Denmark remains a “prioritised terrorist target,” according to a report released on Tuesday by the domestic security agency PET.
The terrorism risk report is the first of its kind that PET has disclosed publicly and comes on the heels of the conviction in Oslo on Monday of two immigrants charged with planning a terrorist attack on the Danish newspaper Jyllands-Posten in retaliation for publishing the Mohammed cartoons in 2005.
The clear conclusion of the PET report is that eight months after the death of Osama Bin Laden, and almost seven years after the Mohammed cartoon controversy, militant extremist Muslims still see Denmark as a key target for potential terrorist acts.
Organisations or people with connections to the Mohammed cartoons remain a particular target, according to PET, which claimed that a new kind of “solo terrorist” – a single individual, working alone to carry off a terrorist attack – has become more common, even as the al Qaeda terrorist network has become weaker.
Solo terrorists, including militant nationalists, are therefore a special area of concern for the security agency, which noted that Anders Behring Breivik’s solo terrorist attacks that killed 77 people in Norway last July might have an “inspirational effect for certain individuals” in Denmark.
PET foresees a continued threat from small numbers of foreigners, either acting alone or with extremist groups, who will plan or attempt terrorist attacks in Denmark.
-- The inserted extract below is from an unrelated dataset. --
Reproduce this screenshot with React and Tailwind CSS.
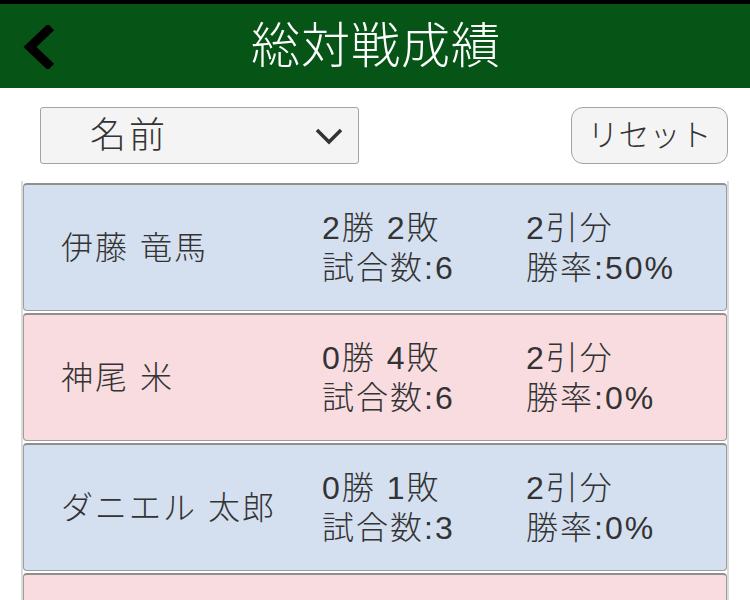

A spate of such cases has plagued Copenhagen over the last few years.
Lors Dokaiev, the ‘one-legged bomber’ from Belgium, the American-Pakistani terrorist David Headley, and four Stockholm-based immigrants who were arrested in Copenhagen with their car trunk filled with automatic weapons, are just three such cases from the past few years.
The two Norwegians convicted in Oslo on Tuesday were also planning an attack in Denmark against Jyllands-Posten newspaper in connection with the Mohammed cartoons controversy. Both men are immigrants who moved to Norway in 1999 – one from China and the other from Iraq. Both are legal residents and one had even obtained Norwegian citizenship. Norway’s security agency PST intercepted them before they could carry out their plan.
PET underscored that the actual risk to individuals of being struck by a terrorist attack either in Denmark or abroad remains very small. But PET chief, Jakob Scharf, recommended that police “maintain a sharpened awareness in connection with terrorism threats” throughout 2012.